**WHAT YOU SHOULD DO:** The listing below must be repeated word for word, with its images excluded.

**RECORDED INFORMATION:**
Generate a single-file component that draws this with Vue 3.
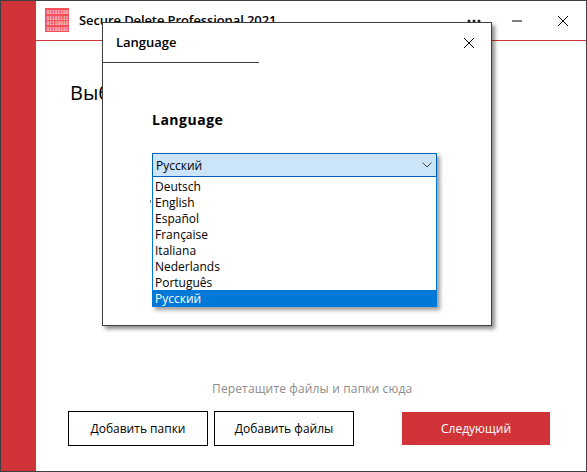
<script setup>
const langs = ['Deutsch', 'English', 'Español', 'Française', 'Italiana', 'Nederlands', 'Português', 'Русский']
const rows = ['01101100', '01101111', '01110010', '01100101']
</script>

<template>
  <div class="win">
    <aside class="side"></aside>
    <main class="main">
      <header class="head">
        <svg class="logo" width="24" height="24" viewBox="0 0 24 24">
          <rect width="24" height="24" fill="#f5505c" />
          <text v-for="(r, i) in rows" :key="r" x="1.5" :y="6 + i * 5.6" class="bits">{{ r }}</text>
        </svg>
        <span class="app-title">Secure Delete Professional 2021</span>
        <svg class="dots" width="14" height="4" viewBox="0 0 14 4">
          <circle cx="2" cy="2" r="1.5" fill="#222" />
          <circle cx="7" cy="2" r="1.5" fill="#222" />
          <circle cx="12" cy="2" r="1.5" fill="#222" />
        </svg>
        <svg class="min" width="12" height="12" viewBox="0 0 12 12"><path d="M1 6h10" stroke="#000" fill="none" /></svg>
        <svg class="close" width="12" height="12" viewBox="0 0 12 12"><path d="M1 1l10 10M11 1L1 11" stroke="#000" fill="none" /></svg>
      </header>
      <h1 class="heading">Выберите файлы</h1>
      <p class="drop">Перетащите файлы и папки сюда</p>
      <footer class="foot">
        <button class="btn">Добавить папки</button>
        <button class="btn second">Добавить файлы</button>
        <button class="next">Следующий</button>
      </footer>
    </main>

    <section class="dialog">
      <div class="dlg-head">
        <span class="dlg-title">Language</span>
        <svg class="dlg-close" width="12" height="12" viewBox="0 0 12 12"><path d="M1 1l10 10M11 1L1 11" stroke="#000" fill="none" /></svg>
      </div>
      <div class="dlg-body">
        <h2 class="label">Language</h2>
        <div class="picker">
          <i class="tick"></i>
          <div class="combo">
            <span>Русский</span>
            <svg width="10" height="6" viewBox="0 0 10 6"><path d="M.5.5L5 5 9.5.5" stroke="#444" fill="none" /></svg>
          </div>
          <ul class="list">
            <li v-for="l in langs" :key="l" :class="{ sel: l === 'Русский' }">{{ l }}</li>
          </ul>
        </div>
      </div>
    </section>
  </div>
</template>

<style>
html, body { margin: 0; padding: 0; background: #fff; }
</style>

<style scoped>
.win {
  position: relative;
  width: 587px;
  height: 472px;
  box-sizing: border-box;
  border: 1px solid #3f3f3f;
  display: flex;
  background: #fff;
  overflow: hidden;
  font-family: "Open Sans", "Noto Sans", sans-serif;
  color: #000;
}
.side { width: 35px; background: #d13438; flex: none; }
.main { flex: 1; display: flex; flex-direction: column; min-width: 0; }
.head {
  height: 39px;
  border-bottom: 1px solid #d13438;
  display: flex;
  align-items: flex-start;
  flex: none;
}
.logo { margin: 7px 0 0 9px; flex: none; }
.bits { font: 700 4.6px "Liberation Mono", monospace; fill: #ffd5d8; }
.app-title { margin: 10px 0 0 10px; font-size: 13px; font-weight: 600; line-height: 18px; white-space: nowrap; letter-spacing: -.1px; }
.dots { margin: 18px 0 0 auto; flex: none; }
.min { margin: 14px 0 0 30px; flex: none; }
.close { margin: 14px 17px 0 34px; flex: none; }
.heading { margin: 38px 0 0 34px; font-size: 20px; font-weight: 400; line-height: 28px; }
.drop { margin: auto 0 0; padding-left: 176px; font-size: 12px; line-height: 16px; letter-spacing: .14px; color: #8c8c8c; }
.foot { display: flex; margin: 14px 0 25px 32px; align-items: center; }
.btn {
  width: 140px;
  height: 35px;
  box-sizing: border-box;
  border: 1px solid #000;
  background: #fff;
  font: 400 12px "Open Sans", "Noto Sans", sans-serif;
  color: #000;
  padding: 0;
}
.second { margin-left: 6px; }
.next {
  width: 148px;
  height: 33px;
  margin-left: 48px;
  border: 0;
  padding: 0;
  background: #d13438;
  color: #fff;
  font: 400 12px "Open Sans", "Noto Sans", sans-serif;
}
.dialog {
  position: absolute;
  left: 101px;
  top: 21px;
  width: 390px;
  height: 304px;
  box-sizing: border-box;
  border: 1px solid #3f3f3f;
  background: #fff;
  box-shadow: 3px 3px 4px rgba(0, 0, 0, .45);
}
.dlg-head {
  position: relative;
  width: 156px;
  height: 39px;
  border-bottom: 1px solid #3f3f3f;
}
.dlg-title { position: absolute; left: 13px; top: 10px; font-size: 13px; font-weight: 600; line-height: 18px; }
.dlg-close { position: absolute; left: 360px; top: 14px; }
.dlg-body { padding: 47px 0 0 49px; }
.label { margin: 0; font-size: 14px; font-weight: 700; line-height: 20px; letter-spacing: .5px; }
.picker { position: relative; width: 285px; margin-top: 23px; box-shadow: 3px 3px 4px rgba(0, 0, 0, .4); font-size: 12px; }
.tick { position: absolute; left: -2px; top: 47px; width: 1px; height: 3px; background: #777; }
.combo {
  height: 24px;
  box-sizing: border-box;
  border: 1px solid #005fb8;
  background: #cce4f7;
  display: flex;
  align-items: center;
  justify-content: space-between;
  padding: 0 4px 0 3px;
}
.list {
  list-style: none;
  margin: 0;
  padding: 1px 0 0;
  border: 1px solid #0078d7;
  border-top: 0;
  border-bottom: 0;
  background: #fff;
}
.list li { height: 16px; line-height: 18px; padding-left: 2px; }
.list li.sel { background: #0078d7; color: #fff; margin: 0 -1px; padding-left: 3px; height: 17px; line-height: 17px; }
</style>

**REPLY TO THE EXERCISE:**
Generate a single-file component that draws this with Vue 3.
<script setup>
const langs = ['Deutsch', 'English', 'Español', 'Française', 'Italiana', 'Nederlands', 'Português', 'Русский']
const rows = ['01101100', '01101111', '01110010', '01100101']
</script>

<template>
  <div class="win">
    <aside class="side"></aside>
    <main class="main">
      <header class="head">
        <svg class="logo" width="24" height="24" viewBox="0 0 24 24">
          <rect width="24" height="24" fill="#f5505c" />
          <text v-for="(r, i) in rows" :key="r" x="1.5" :y="6 + i * 5.6" class="bits">{{ r }}</text>
        </svg>
        <span class="app-title">Secure Delete Professional 2021</span>
        <svg class="dots" width="14" height="4" viewBox="0 0 14 4">
          <circle cx="2" cy="2" r="1.5" fill="#222" />
          <circle cx="7" cy="2" r="1.5" fill="#222" />
          <circle cx="12" cy="2" r="1.5" fill="#222" />
        </svg>
        <svg class="min" width="12" height="12" viewBox="0 0 12 12"><path d="M1 6h10" stroke="#000" fill="none" /></svg>
        <svg class="close" width="12" height="12" viewBox="0 0 12 12"><path d="M1 1l10 10M11 1L1 11" stroke="#000" fill="none" /></svg>
      </header>
      <h1 class="heading">Выберите файлы</h1>
      <p class="drop">Перетащите файлы и папки сюда</p>
      <footer class="foot">
        <button class="btn">Добавить папки</button>
        <button class="btn second">Добавить файлы</button>
        <button class="next">Следующий</button>
      </footer>
    </main>

    <section class="dialog">
      <div class="dlg-head">
        <span class="dlg-title">Language</span>
        <svg class="dlg-close" width="12" height="12" viewBox="0 0 12 12"><path d="M1 1l10 10M11 1L1 11" stroke="#000" fill="none" /></svg>
      </div>
      <div class="dlg-body">
        <h2 class="label">Language</h2>
        <div class="picker">
          <i class="tick"></i>
          <div class="combo">
            <span>Русский</span>
            <svg width="10" height="6" viewBox="0 0 10 6"><path d="M.5.5L5 5 9.5.5" stroke="#444" fill="none" /></svg>
          </div>
          <ul class="list">
            <li v-for="l in langs" :key="l" :class="{ sel: l === 'Русский' }">{{ l }}</li>
          </ul>
        </div>
      </div>
    </section>
  </div>
</template>

<style>
html, body { margin: 0; padding: 0; background: #fff; }
</style>

<style scoped>
.win {
  position: relative;
  width: 587px;
  height: 472px;
  box-sizing: border-box;
  border: 1px solid #3f3f3f;
  display: flex;
  background: #fff;
  overflow: hidden;
  font-family: "Open Sans", "Noto Sans", sans-serif;
  color: #000;
}
.side { width: 35px; background: #d13438; flex: none; }
.main { flex: 1; display: flex; flex-direction: column; min-width: 0; }
.head {
  height: 39px;
  border-bottom: 1px solid #d13438;
  display: flex;
  align-items: flex-start;
  flex: none;
}
.logo { margin: 7px 0 0 9px; flex: none; }
.bits { font: 700 4.6px "Liberation Mono", monospace; fill: #ffd5d8; }
.app-title { margin: 10px 0 0 10px; font-size: 13px; font-weight: 600; line-height: 18px; white-space: nowrap; letter-spacing: -.1px; }
.dots { margin: 18px 0 0 auto; flex: none; }
.min { margin: 14px 0 0 30px; flex: none; }
.close { margin: 14px 17px 0 34px; flex: none; }
.heading { margin: 38px 0 0 34px; font-size: 20px; font-weight: 400; line-height: 28px; }
.drop { margin: auto 0 0; padding-left: 176px; font-size: 12px; line-height: 16px; letter-spacing: .14px; color: #8c8c8c; }
.foot { display: flex; margin: 14px 0 25px 32px; align-items: center; }
.btn {
  width: 140px;
  height: 35px;
  box-sizing: border-box;
  border: 1px solid #000;
  background: #fff;
  font: 400 12px "Open Sans", "Noto Sans", sans-serif;
  color: #000;
  padding: 0;
}
.second { margin-left: 6px; }
.next {
  width: 148px;
  height: 33px;
  margin-left: 48px;
  border: 0;
  padding: 0;
  background: #d13438;
  color: #fff;
  font: 400 12px "Open Sans", "Noto Sans", sans-serif;
}
.dialog {
  position: absolute;
  left: 101px;
  top: 21px;
  width: 390px;
  height: 304px;
  box-sizing: border-box;
  border: 1px solid #3f3f3f;
  background: #fff;
  box-shadow: 3px 3px 4px rgba(0, 0, 0, .45);
}
.dlg-head {
  position: relative;
  width: 156px;
  height: 39px;
  border-bottom: 1px solid #3f3f3f;
}
.dlg-title { position: absolute; left: 13px; top: 10px; font-size: 13px; font-weight: 600; line-height: 18px; }
.dlg-close { position: absolute; left: 360px; top: 14px; }
.dlg-body { padding: 47px 0 0 49px; }
.label { margin: 0; font-size: 14px; font-weight: 700; line-height: 20px; letter-spacing: .5px; }
.picker { position: relative; width: 285px; margin-top: 23px; box-shadow: 3px 3px 4px rgba(0, 0, 0, .4); font-size: 12px; }
.tick { position: absolute; left: -2px; top: 47px; width: 1px; height: 3px; background: #777; }
.combo {
  height: 24px;
  box-sizing: border-box;
  border: 1px solid #005fb8;
  background: #cce4f7;
  display: flex;
  align-items: center;
  justify-content: space-between;
  padding: 0 4px 0 3px;
}
.list {
  list-style: none;
  margin: 0;
  padding: 1px 0 0;
  border: 1px solid #0078d7;
  border-top: 0;
  border-bottom: 0;
  background: #fff;
}
.list li { height: 16px; line-height: 18px; padding-left: 2px; }
.list li.sel { background: #0078d7; color: #fff; margin: 0 -1px; padding-left: 3px; height: 17px; line-height: 17px; }
</style>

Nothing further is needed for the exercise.